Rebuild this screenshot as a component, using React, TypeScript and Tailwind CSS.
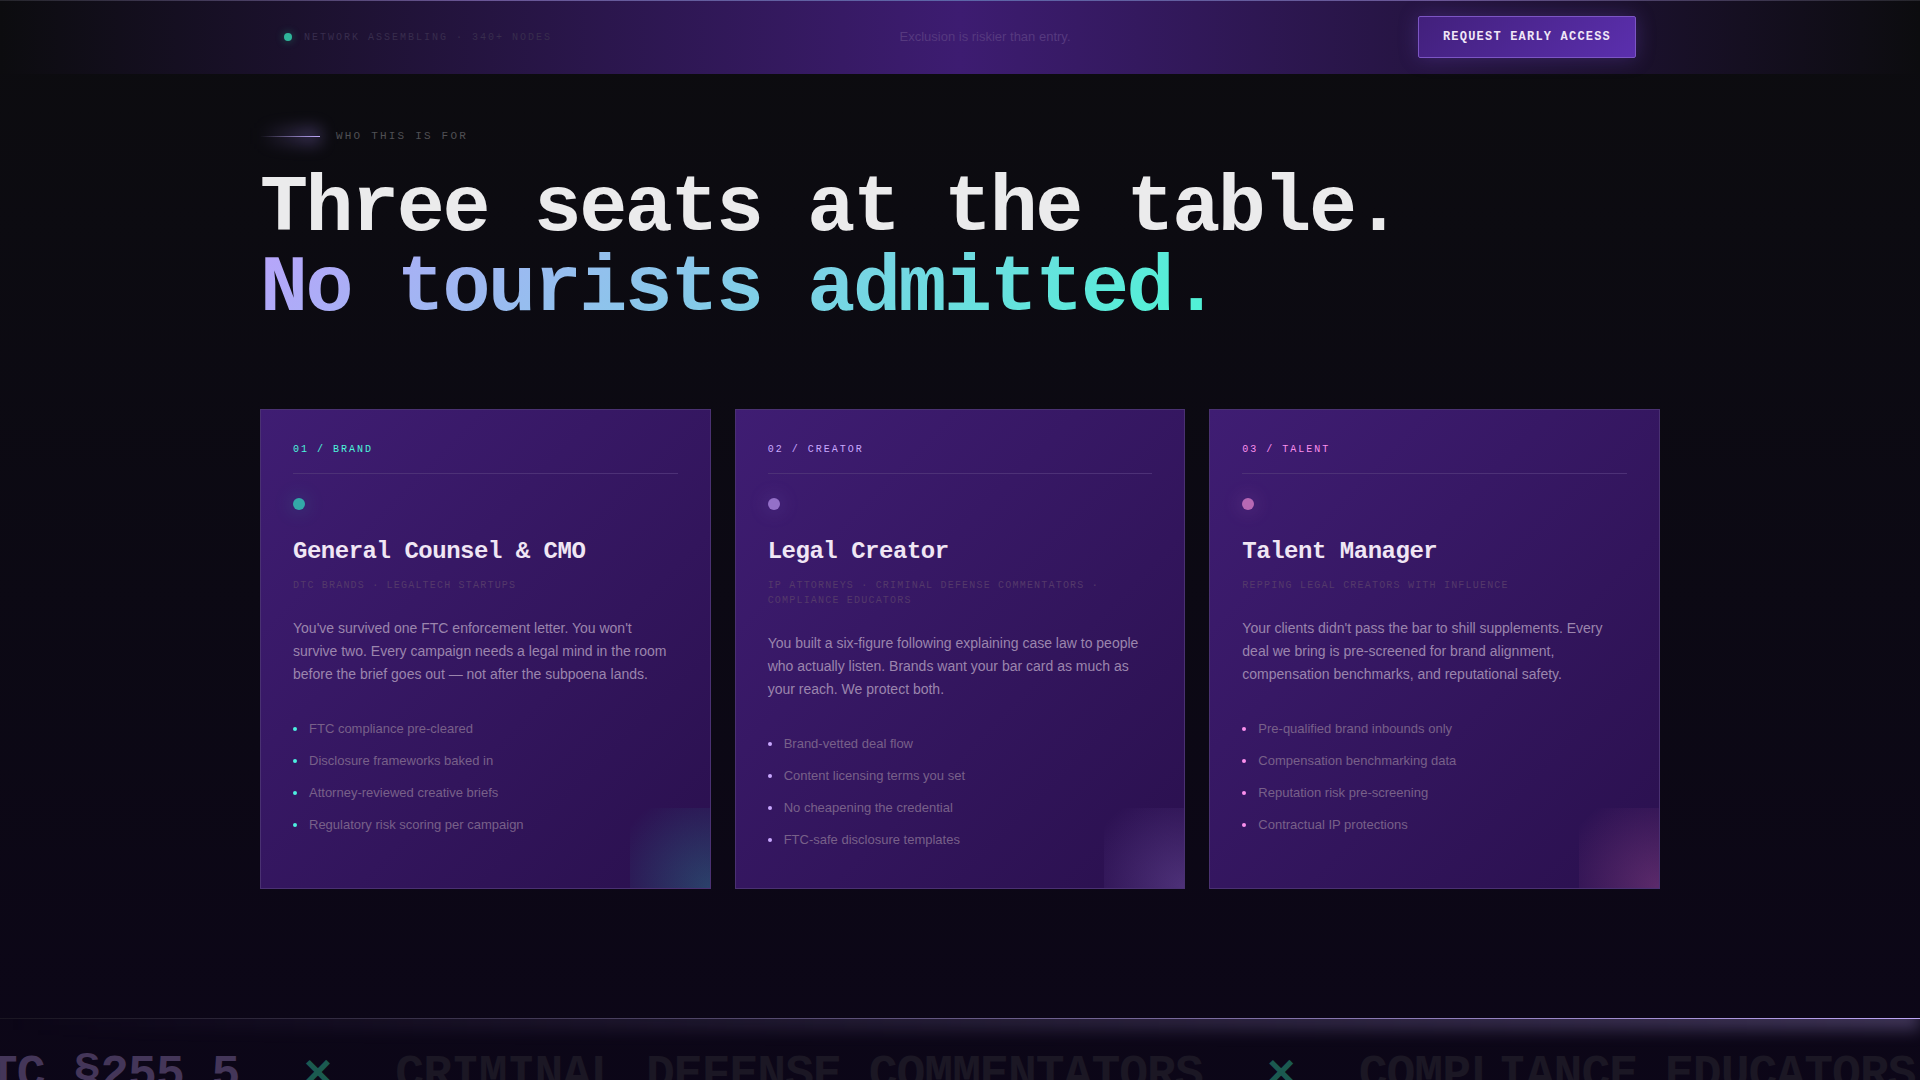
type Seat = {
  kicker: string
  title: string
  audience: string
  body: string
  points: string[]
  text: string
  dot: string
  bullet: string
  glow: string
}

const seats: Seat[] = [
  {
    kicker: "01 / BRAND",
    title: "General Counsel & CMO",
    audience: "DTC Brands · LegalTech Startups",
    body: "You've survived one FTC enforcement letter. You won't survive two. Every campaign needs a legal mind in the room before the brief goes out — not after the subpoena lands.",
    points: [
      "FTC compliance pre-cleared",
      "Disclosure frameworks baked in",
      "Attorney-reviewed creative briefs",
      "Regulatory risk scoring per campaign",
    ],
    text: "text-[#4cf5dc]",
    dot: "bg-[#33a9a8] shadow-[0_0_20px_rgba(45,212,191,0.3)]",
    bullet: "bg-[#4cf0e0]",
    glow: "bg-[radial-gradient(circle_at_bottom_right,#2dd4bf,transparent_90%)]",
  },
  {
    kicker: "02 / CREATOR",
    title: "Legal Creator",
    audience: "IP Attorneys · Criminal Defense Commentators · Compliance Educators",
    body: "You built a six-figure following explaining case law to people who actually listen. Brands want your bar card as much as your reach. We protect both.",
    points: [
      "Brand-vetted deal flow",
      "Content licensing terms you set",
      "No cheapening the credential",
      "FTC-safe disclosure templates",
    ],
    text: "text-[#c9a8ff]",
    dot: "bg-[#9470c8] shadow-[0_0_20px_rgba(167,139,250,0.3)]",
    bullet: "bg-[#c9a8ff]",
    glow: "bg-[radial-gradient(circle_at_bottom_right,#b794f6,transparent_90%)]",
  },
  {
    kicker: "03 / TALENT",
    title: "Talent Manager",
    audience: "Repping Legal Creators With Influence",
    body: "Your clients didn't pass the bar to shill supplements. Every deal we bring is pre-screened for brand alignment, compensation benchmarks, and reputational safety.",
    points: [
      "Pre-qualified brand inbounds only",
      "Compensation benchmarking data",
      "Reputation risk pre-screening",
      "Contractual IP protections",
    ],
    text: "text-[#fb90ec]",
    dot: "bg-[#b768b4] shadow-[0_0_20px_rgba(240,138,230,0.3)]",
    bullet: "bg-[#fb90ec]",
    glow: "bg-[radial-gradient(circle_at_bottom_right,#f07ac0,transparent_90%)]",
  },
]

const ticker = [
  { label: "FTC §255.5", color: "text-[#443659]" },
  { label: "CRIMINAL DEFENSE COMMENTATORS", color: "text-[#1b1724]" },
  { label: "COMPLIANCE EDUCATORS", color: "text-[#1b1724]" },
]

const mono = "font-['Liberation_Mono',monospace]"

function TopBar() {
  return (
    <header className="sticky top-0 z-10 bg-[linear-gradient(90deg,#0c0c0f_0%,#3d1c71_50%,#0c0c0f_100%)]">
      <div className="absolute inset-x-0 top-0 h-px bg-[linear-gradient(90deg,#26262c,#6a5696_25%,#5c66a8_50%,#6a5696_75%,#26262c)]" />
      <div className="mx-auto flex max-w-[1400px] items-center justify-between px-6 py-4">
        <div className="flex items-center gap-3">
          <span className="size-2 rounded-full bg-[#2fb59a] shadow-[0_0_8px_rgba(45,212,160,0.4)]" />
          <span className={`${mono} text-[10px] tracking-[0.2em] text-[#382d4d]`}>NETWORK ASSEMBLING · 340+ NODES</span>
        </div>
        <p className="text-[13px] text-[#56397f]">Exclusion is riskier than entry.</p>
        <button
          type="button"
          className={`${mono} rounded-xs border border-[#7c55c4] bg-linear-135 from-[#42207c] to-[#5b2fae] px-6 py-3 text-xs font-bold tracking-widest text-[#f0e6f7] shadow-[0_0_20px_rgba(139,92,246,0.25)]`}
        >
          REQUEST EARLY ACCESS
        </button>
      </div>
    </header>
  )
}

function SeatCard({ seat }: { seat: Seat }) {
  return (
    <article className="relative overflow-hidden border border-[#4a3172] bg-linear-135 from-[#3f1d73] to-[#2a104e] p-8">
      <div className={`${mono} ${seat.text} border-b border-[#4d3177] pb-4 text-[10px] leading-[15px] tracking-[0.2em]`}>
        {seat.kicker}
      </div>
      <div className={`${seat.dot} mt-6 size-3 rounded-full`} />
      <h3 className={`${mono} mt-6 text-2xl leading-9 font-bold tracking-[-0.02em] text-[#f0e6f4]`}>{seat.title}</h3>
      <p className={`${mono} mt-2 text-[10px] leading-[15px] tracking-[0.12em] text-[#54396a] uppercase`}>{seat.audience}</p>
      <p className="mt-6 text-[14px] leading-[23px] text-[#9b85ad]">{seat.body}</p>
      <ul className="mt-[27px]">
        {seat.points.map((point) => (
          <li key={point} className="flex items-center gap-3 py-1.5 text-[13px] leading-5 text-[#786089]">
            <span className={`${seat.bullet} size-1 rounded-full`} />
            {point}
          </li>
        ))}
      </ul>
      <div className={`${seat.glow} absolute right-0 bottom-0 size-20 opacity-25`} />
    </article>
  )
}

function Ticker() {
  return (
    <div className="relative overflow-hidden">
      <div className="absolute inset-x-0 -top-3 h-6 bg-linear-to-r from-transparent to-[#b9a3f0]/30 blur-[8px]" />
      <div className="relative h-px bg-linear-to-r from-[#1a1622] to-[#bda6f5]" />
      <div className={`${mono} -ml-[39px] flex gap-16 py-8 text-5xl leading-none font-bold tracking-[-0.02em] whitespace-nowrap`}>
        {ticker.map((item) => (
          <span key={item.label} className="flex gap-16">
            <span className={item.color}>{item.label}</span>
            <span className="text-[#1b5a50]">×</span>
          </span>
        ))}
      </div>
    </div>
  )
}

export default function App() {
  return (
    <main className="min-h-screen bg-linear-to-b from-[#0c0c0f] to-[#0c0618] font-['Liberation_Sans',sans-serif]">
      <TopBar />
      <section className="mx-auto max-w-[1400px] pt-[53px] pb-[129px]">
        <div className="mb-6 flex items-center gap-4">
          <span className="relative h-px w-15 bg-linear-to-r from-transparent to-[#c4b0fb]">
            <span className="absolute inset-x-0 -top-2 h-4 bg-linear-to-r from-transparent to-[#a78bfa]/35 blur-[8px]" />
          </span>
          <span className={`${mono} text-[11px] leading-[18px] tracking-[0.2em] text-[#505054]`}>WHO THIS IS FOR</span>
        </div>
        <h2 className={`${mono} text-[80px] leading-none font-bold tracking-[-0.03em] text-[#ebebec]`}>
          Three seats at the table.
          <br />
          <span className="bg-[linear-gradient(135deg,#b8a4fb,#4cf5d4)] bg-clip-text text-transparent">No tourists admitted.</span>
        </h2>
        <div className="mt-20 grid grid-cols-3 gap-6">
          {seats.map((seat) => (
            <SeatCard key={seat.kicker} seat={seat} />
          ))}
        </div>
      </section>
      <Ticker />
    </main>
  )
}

####################

[Problem]
Do not copy the pictures, but repeat every line exactly.

[Answer in full]
Rebuild this screenshot as a component, using React, TypeScript and Tailwind CSS.
type Seat = {
  kicker: string
  title: string
  audience: string
  body: string
  points: string[]
  text: string
  dot: string
  bullet: string
  glow: string
}

const seats: Seat[] = [
  {
    kicker: "01 / BRAND",
    title: "General Counsel & CMO",
    audience: "DTC Brands · LegalTech Startups",
    body: "You've survived one FTC enforcement letter. You won't survive two. Every campaign needs a legal mind in the room before the brief goes out — not after the subpoena lands.",
    points: [
      "FTC compliance pre-cleared",
      "Disclosure frameworks baked in",
      "Attorney-reviewed creative briefs",
      "Regulatory risk scoring per campaign",
    ],
    text: "text-[#4cf5dc]",
    dot: "bg-[#33a9a8] shadow-[0_0_20px_rgba(45,212,191,0.3)]",
    bullet: "bg-[#4cf0e0]",
    glow: "bg-[radial-gradient(circle_at_bottom_right,#2dd4bf,transparent_90%)]",
  },
  {
    kicker: "02 / CREATOR",
    title: "Legal Creator",
    audience: "IP Attorneys · Criminal Defense Commentators · Compliance Educators",
    body: "You built a six-figure following explaining case law to people who actually listen. Brands want your bar card as much as your reach. We protect both.",
    points: [
      "Brand-vetted deal flow",
      "Content licensing terms you set",
      "No cheapening the credential",
      "FTC-safe disclosure templates",
    ],
    text: "text-[#c9a8ff]",
    dot: "bg-[#9470c8] shadow-[0_0_20px_rgba(167,139,250,0.3)]",
    bullet: "bg-[#c9a8ff]",
    glow: "bg-[radial-gradient(circle_at_bottom_right,#b794f6,transparent_90%)]",
  },
  {
    kicker: "03 / TALENT",
    title: "Talent Manager",
    audience: "Repping Legal Creators With Influence",
    body: "Your clients didn't pass the bar to shill supplements. Every deal we bring is pre-screened for brand alignment, compensation benchmarks, and reputational safety.",
    points: [
      "Pre-qualified brand inbounds only",
      "Compensation benchmarking data",
      "Reputation risk pre-screening",
      "Contractual IP protections",
    ],
    text: "text-[#fb90ec]",
    dot: "bg-[#b768b4] shadow-[0_0_20px_rgba(240,138,230,0.3)]",
    bullet: "bg-[#fb90ec]",
    glow: "bg-[radial-gradient(circle_at_bottom_right,#f07ac0,transparent_90%)]",
  },
]

const ticker = [
  { label: "FTC §255.5", color: "text-[#443659]" },
  { label: "CRIMINAL DEFENSE COMMENTATORS", color: "text-[#1b1724]" },
  { label: "COMPLIANCE EDUCATORS", color: "text-[#1b1724]" },
]

const mono = "font-['Liberation_Mono',monospace]"

function TopBar() {
  return (
    <header className="sticky top-0 z-10 bg-[linear-gradient(90deg,#0c0c0f_0%,#3d1c71_50%,#0c0c0f_100%)]">
      <div className="absolute inset-x-0 top-0 h-px bg-[linear-gradient(90deg,#26262c,#6a5696_25%,#5c66a8_50%,#6a5696_75%,#26262c)]" />
      <div className="mx-auto flex max-w-[1400px] items-center justify-between px-6 py-4">
        <div className="flex items-center gap-3">
          <span className="size-2 rounded-full bg-[#2fb59a] shadow-[0_0_8px_rgba(45,212,160,0.4)]" />
          <span className={`${mono} text-[10px] tracking-[0.2em] text-[#382d4d]`}>NETWORK ASSEMBLING · 340+ NODES</span>
        </div>
        <p className="text-[13px] text-[#56397f]">Exclusion is riskier than entry.</p>
        <button
          type="button"
          className={`${mono} rounded-xs border border-[#7c55c4] bg-linear-135 from-[#42207c] to-[#5b2fae] px-6 py-3 text-xs font-bold tracking-widest text-[#f0e6f7] shadow-[0_0_20px_rgba(139,92,246,0.25)]`}
        >
          REQUEST EARLY ACCESS
        </button>
      </div>
    </header>
  )
}

function SeatCard({ seat }: { seat: Seat }) {
  return (
    <article className="relative overflow-hidden border border-[#4a3172] bg-linear-135 from-[#3f1d73] to-[#2a104e] p-8">
      <div className={`${mono} ${seat.text} border-b border-[#4d3177] pb-4 text-[10px] leading-[15px] tracking-[0.2em]`}>
        {seat.kicker}
      </div>
      <div className={`${seat.dot} mt-6 size-3 rounded-full`} />
      <h3 className={`${mono} mt-6 text-2xl leading-9 font-bold tracking-[-0.02em] text-[#f0e6f4]`}>{seat.title}</h3>
      <p className={`${mono} mt-2 text-[10px] leading-[15px] tracking-[0.12em] text-[#54396a] uppercase`}>{seat.audience}</p>
      <p className="mt-6 text-[14px] leading-[23px] text-[#9b85ad]">{seat.body}</p>
      <ul className="mt-[27px]">
        {seat.points.map((point) => (
          <li key={point} className="flex items-center gap-3 py-1.5 text-[13px] leading-5 text-[#786089]">
            <span className={`${seat.bullet} size-1 rounded-full`} />
            {point}
          </li>
        ))}
      </ul>
      <div className={`${seat.glow} absolute right-0 bottom-0 size-20 opacity-25`} />
    </article>
  )
}

function Ticker() {
  return (
    <div className="relative overflow-hidden">
      <div className="absolute inset-x-0 -top-3 h-6 bg-linear-to-r from-transparent to-[#b9a3f0]/30 blur-[8px]" />
      <div className="relative h-px bg-linear-to-r from-[#1a1622] to-[#bda6f5]" />
      <div className={`${mono} -ml-[39px] flex gap-16 py-8 text-5xl leading-none font-bold tracking-[-0.02em] whitespace-nowrap`}>
        {ticker.map((item) => (
          <span key={item.label} className="flex gap-16">
            <span className={item.color}>{item.label}</span>
            <span className="text-[#1b5a50]">×</span>
          </span>
        ))}
      </div>
    </div>
  )
}

export default function App() {
  return (
    <main className="min-h-screen bg-linear-to-b from-[#0c0c0f] to-[#0c0618] font-['Liberation_Sans',sans-serif]">
      <TopBar />
      <section className="mx-auto max-w-[1400px] pt-[53px] pb-[129px]">
        <div className="mb-6 flex items-center gap-4">
          <span className="relative h-px w-15 bg-linear-to-r from-transparent to-[#c4b0fb]">
            <span className="absolute inset-x-0 -top-2 h-4 bg-linear-to-r from-transparent to-[#a78bfa]/35 blur-[8px]" />
          </span>
          <span className={`${mono} text-[11px] leading-[18px] tracking-[0.2em] text-[#505054]`}>WHO THIS IS FOR</span>
        </div>
        <h2 className={`${mono} text-[80px] leading-none font-bold tracking-[-0.03em] text-[#ebebec]`}>
          Three seats at the table.
          <br />
          <span className="bg-[linear-gradient(135deg,#b8a4fb,#4cf5d4)] bg-clip-text text-transparent">No tourists admitted.</span>
        </h2>
        <div className="mt-20 grid grid-cols-3 gap-6">
          {seats.map((seat) => (
            <SeatCard key={seat.kicker} seat={seat} />
          ))}
        </div>
      </section>
      <Ticker />
    </main>
  )
}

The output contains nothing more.